Now that you understand the full process, sourcing the right films for your facility is straightforward. Dust Free Film manufactures premium booth wall and floor protection films built specifically for automotive refinishing and industrial spray environments, with patented dispenser systems that make installation fast and bubble-free.

Whether you need standard configurations or custom sizing for large-scale operations, our team is ready to help you match the right film to your exact booth conditions. Visit shop spray booth protection films to browse the full product range, or go directly to request a quote for a tailored recommendation based on your facility’s specific requirements.
Frequently asked questions
What is the difference between adhesive and static-cling protective films?
Adhesive films bond mechanically to surfaces while static-cling films rely on static electricity for attachment. For high-traffic spray booths, adhesive types offer stronger and longer-lasting protection than static-cling alternatives.
How often should protective films be replaced in spray booths?
Replace films based on manufacturer guidelines or whenever dust buildup is visible. Most facilities benefit from a monthly or project-based schedule, and routinely replacing films sustains optimal dust control results over time.
Can protective films improve paint finish quality?
Yes. Protective films reduce airborne dust and debris at the surface level, which directly lowers paint defect rates. Cleaner booths with films consistently yield superior finish quality compared to unprotected surfaces.
Are removable or disposable films better for industrial facilities?
Removable films are ideal for periodic changes and quick cleaning cycles in ongoing operations.
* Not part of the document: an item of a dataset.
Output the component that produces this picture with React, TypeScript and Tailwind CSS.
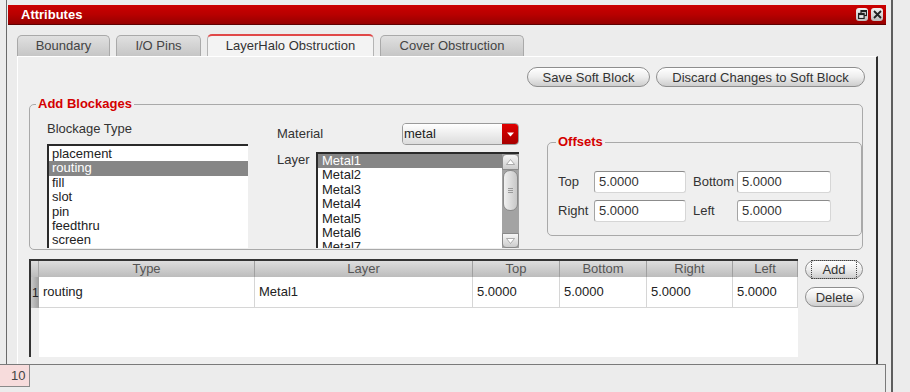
import React from "react";

const tabs = [
  { label: "Boundary", w: "w-[93px]" },
  { label: "I/O Pins", w: "w-[85px]" },
  { label: "LayerHalo Obstruction", w: "w-[167px]", active: true },
  { label: "Cover Obstruction", w: "w-[144px]" },
];

const blockageTypes = ["placement", "routing", "fill", "slot", "pin", "feedthru", "screen"];
const layers = ["Metal1", "Metal2", "Metal3", "Metal4", "Metal5", "Metal6", "Metal7"];

const columns = [
  { label: "Type", w: "w-[216px]", value: "routing" },
  { label: "Layer", w: "w-[218px]", value: "Metal1" },
  { label: "Top", w: "w-[87px]", value: "5.0000" },
  { label: "Bottom", w: "w-[87px]", value: "5.0000" },
  { label: "Right", w: "w-[86px]", value: "5.0000" },
  { label: "Left", w: "w-[65px]", value: "5.0000" },
];

const Pill = ({ className, children, focused }: { className: string; children: React.ReactNode; focused?: boolean }) => (
  <div
    className={`${className} rounded-full border border-[#8e8e8e] bg-gradient-to-b from-[#ffffff] via-[#ededed] to-[#cdcdcd] text-[13px] leading-none text-[#333] flex items-center justify-center shadow-[inset_0_1px_0_#ffffff]`}
  >
    {focused ? (
      <span className="px-[10px] py-[2px] border border-dotted border-[#444]">{children}</span>
    ) : (
      children
    )}
  </div>
);

const TitleButton = ({ children }: { children: React.ReactNode }) => (
  <div className="w-[12px] h-[13px] rounded-[3px] bg-gradient-to-b from-[#f2f2f2] to-[#bdbdbd] flex items-center justify-center">
    {children}
  </div>
);

const OffsetField = ({ value, w }: { value: string; w: string }) => (
  <div
    className={`${w} h-[22px] bg-white border border-[#d6d6d6] border-t-[#8c8c8c] border-l-[#a4a4a4] rounded-[3px] pl-[4px] flex items-center text-[13px] text-[#333]`}
  >
    {value}
  </div>
);

const Scrollbar = () => (
  <div className="w-[17px] h-full flex flex-col bg-[#a3a3a3] bg-[radial-gradient(#8c8c8c_0.6px,transparent_0.7px)] bg-[length:2px_2px]">
    <div className="h-[16px] border border-[#8a8a8a] rounded-t-[4px] bg-gradient-to-b from-[#f6f6f6] to-[#cdcdcd] flex items-center justify-center">
      <svg width="9" height="6" viewBox="0 0 9 6">
        <polygon points="4.5,0.5 8.5,5.5 0.5,5.5" fill="#ffffff" stroke="#9a9a9a" strokeWidth="0.8" />
      </svg>
    </div>
    <div className="h-[41px] mx-[1px] rounded-[7px] border border-[#8a8a8a] bg-gradient-to-r from-[#f0f0f0] to-[#c8c8c8] flex flex-col items-center justify-center gap-[1px]">
      <div className="w-[5px] h-px bg-[#9a9a9a]" />
      <div className="w-[5px] h-px bg-[#9a9a9a]" />
      <div className="w-[5px] h-px bg-[#9a9a9a]" />
    </div>
    <div className="flex-1" />
    <div className="h-[15px] border border-[#8a8a8a] rounded-b-[4px] bg-gradient-to-b from-[#f6f6f6] to-[#cdcdcd] flex items-center justify-center">
      <svg width="9" height="6" viewBox="0 0 9 6">
        <polygon points="0.5,0.5 8.5,0.5 4.5,5.5" fill="#ffffff" stroke="#9a9a9a" strokeWidth="0.8" />
      </svg>
    </div>
  </div>
);

export default function App() {
  return (
    <div className="w-[910px] h-[392px] overflow-hidden bg-[#ececec] font-['Liberation_Sans',Arial,sans-serif] text-[13px] text-[#333]">
      <div className="flex h-[364px]">
        <div className="w-[6px]" />
        <div className="w-[887px] h-full border-l border-[#6a6a6a] border-r-2 border-r-[#5e5e5e] pt-[5px]">
          {/* title bar */}
          <div className="ml-[1px] w-[878px] h-[20px] bg-gradient-to-b from-[#cc0000] via-[#b80000] to-[#960000] border-b border-[#5e0000] flex items-center pl-[13px] pr-[3px]">
            <span className="text-white font-bold text-[13px] leading-none">Attributes</span>
            <div className="ml-auto flex gap-[3px]">
              <TitleButton>
                <svg width="9" height="9" viewBox="0 0 9 9">
                  <rect x="3" y="0.5" width="5.5" height="5" fill="none" stroke="#222" strokeWidth="1.2" />
                  <rect x="3" y="0.5" width="5.5" height="1.6" fill="#222" />
                  <rect x="0.6" y="3.5" width="5.5" height="5" fill="#e8e8e8" stroke="#222" strokeWidth="1.2" />
                  <rect x="0.6" y="3.5" width="5.5" height="1.6" fill="#222" />
                </svg>
              </TitleButton>
              <TitleButton>
                <svg width="9" height="9" viewBox="0 0 9 9">
                  <path d="M1 1 L8 8 M8 1 L1 8" stroke="#222" strokeWidth="1.8" />
                </svg>
              </TitleButton>
            </div>
          </div>

          {/* tabs */}
          <div className="mt-[9px] pl-[10px] flex items-end gap-[6px] h-[22px]">
            {tabs.map((t) =>
              t.active ? (
                <div
                  key={t.label}
                  className={`${t.w} h-[22px] rounded-t-[5px] border-t-2 border-t-[#e04848] border-x border-x-[#b4b4b4] bg-[#f3f3f3] text-[#333] flex items-center justify-center`}
                >
                  {t.label}
                </div>
              ) : (
                <div
                  key={t.label}
                  className={`${t.w} h-[21px] rounded-t-[5px] border border-b-0 border-[#a9a9a9] bg-gradient-to-b from-[#e0e0e0] to-[#c6c6c6] text-[#444] flex items-center justify-center`}
                >
                  {t.label}
                </div>
              )
            )}
          </div>

          {/* panel */}
          <div className="ml-[10px] w-[861px] h-[308px] bg-[#efefef] border-t border-l border-white border-r-2 border-r-[#2e2e2e]">
            <div className="flex justify-end gap-[6px] mt-[10px] pr-[11px]">
              <Pill className="w-[123px] h-[20px]">Save Soft Block</Pill>
              <Pill className="w-[209px] h-[20px]">Discard Changes to Soft Block</Pill>
            </div>

            <fieldset className="ml-[11px] mt-[10px] w-[834px] h-[153px] border border-[#a9a9a9] rounded-[5px]">
              <legend className="ml-[6px] px-[2px] text-[13px] leading-[14px] font-bold text-[#d40000]">Add Blockages</legend>
              <div className="flex items-start">
                {/* blockage type */}
                <div className="ml-[17px] w-[201px]">
                  <div className="mt-[10px] leading-[15px]">Blockage Type</div>
                  <div className="mt-[8px] h-[104px] bg-white border-t-2 border-l-2 border-[#2a2a2a] pt-[1px] text-[#222]">
                    {blockageTypes.map((b) => (
                      <div
                        key={b}
                        className={`h-[14.4px] leading-[14.4px] pl-[3px] ${b === "routing" ? "bg-[#868686] text-white" : ""}`}
                      >
                        {b}
                      </div>
                    ))}
                  </div>
                </div>

                {/* material / layer */}
                <div className="ml-[29px] w-[245px]">
                  <div className="mt-[12px] flex items-center">
                    <div className="w-[125px]">Material</div>
                    <div className="w-[117px] h-[22px] flex rounded-[4px] border border-[#9a9a9a] overflow-hidden">
                      <div className="flex-1 bg-gradient-to-b from-[#ffffff] to-[#dcdcdc] pl-[1px] flex items-center text-[#222]">metal</div>
                      <div className="w-[16px] bg-gradient-to-b from-[#e00000] to-[#a80000] flex items-center justify-center">
                        <svg width="7" height="5" viewBox="0 0 7 5">
                          <polygon points="0,0.5 7,0.5 3.5,4.5" fill="#ffffff" />
                        </svg>
                      </div>
                    </div>
                  </div>
                  <div className="mt-[7px] flex items-start">
                    <div className="w-[39px] leading-[15px]">Layer</div>
                    <div className="w-[203px] h-[96px] flex bg-white border-t-2 border-l-2 border-[#2a2a2a] text-[#222]">
                      <div className="flex-1 overflow-hidden">
                        {layers.map((l) => (
                          <div
                            key={l}
                            className={`h-[14.4px] leading-[14.4px] pl-[4px] ${l === "Metal1" ? "bg-[#868686] text-white" : ""}`}
                          >
                            {l}
                          </div>
                        ))}
                      </div>
                      <Scrollbar />
                    </div>
                  </div>
                </div>

                {/* offsets */}
                <fieldset className="ml-[25px] mt-[24px] w-[315px] h-[101px] border border-[#a9a9a9] rounded-[5px]">
                  <legend className="ml-[8px] px-[2px] text-[13px] leading-[14px] font-bold text-[#d40000]">Offsets</legend>
                  <div className="mt-[22px] flex items-center">
                    <div className="pl-[10px] w-[46px]">Top</div>
                    <OffsetField value="5.0000" w="w-[92px]" />
                    <div className="ml-[7px] w-[44px]">Bottom</div>
                    <OffsetField value="5.0000" w="w-[94px]" />
                  </div>
                  <div className="mt-[7px] flex items-center">
                    <div className="pl-[10px] w-[46px]">Right</div>
                    <OffsetField value="5.0000" w="w-[92px]" />
                    <div className="ml-[7px] w-[44px]">Left</div>
                    <OffsetField value="5.0000" w="w-[94px]" />
                  </div>
                </fieldset>
              </div>
            </fieldset>

            {/* table */}
            <div className="ml-[11px] mt-[9px] flex items-start">
              <div className="w-[769px] h-[98px] border-t-2 border-l-2 border-[#333] bg-white flex flex-col">
                <div className="flex h-[16px] bg-gradient-to-b from-[#dedede] to-[#bcbcbc] text-[#555] leading-[16px]">
                  <div className="w-[8px] border-r border-[#a8a8a8]" />
                  {columns.map((c) => (
                    <div key={c.label} className={`${c.w} text-center border-r border-[#a0a0a0]`}>
                      {c.label}
                    </div>
                  ))}
                </div>
                <div className="flex h-[31px]">
                  <div className="w-[8px] bg-gradient-to-r from-[#c8c8c8] to-[#9e9e9e] text-[#222] text-[12px] flex items-center pl-px">1</div>
                  {columns.map((c) => (
                    <div key={c.label} className={`${c.w} border-r border-b border-[#d6d6d6] pl-[4px] flex items-center text-[#222]`}>
                      {c.value}
                    </div>
                  ))}
                </div>
                <div className="flex flex-1">
                  <div className="w-[8px] bg-[#efefef]" />
                  <div className="flex-1" />
                </div>
              </div>
              <div className="ml-[7px] flex flex-col">
                <Pill className="mt-[1px] w-[58px] h-[19px]" focused>
                  Add
                </Pill>
                <Pill className="mt-[8px] w-[59px] h-[20px]">Delete</Pill>
              </div>
            </div>
          </div>
        </div>
      </div>

      {/* status bar */}
      <div className="flex h-[28px]">
        <div className="w-[886px] border-t border-r border-[#7a7a7a] flex">
          <div className="w-[30px] h-[22px] bg-[#f7dcdc] border-r border-b border-[#8a8a8a] pl-[11px] flex items-center text-[#444]">
            10
          </div>
        </div>
        <div className="w-[5px]" />
        <div className="w-[2px] bg-[#5e5e5e]" />
      </div>
    </div>
  );
}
Disposable films may suit single-use or short-term projects where removable films simplify maintenance and speed up turnaround between jobs.
What’s the most common mistake when choosing protective films?
Most facilities overlook the need to match film thickness and static resistance to their specific booth environment. Matching film properties to booth conditions is the single most important factor in achieving consistent, long-term performance.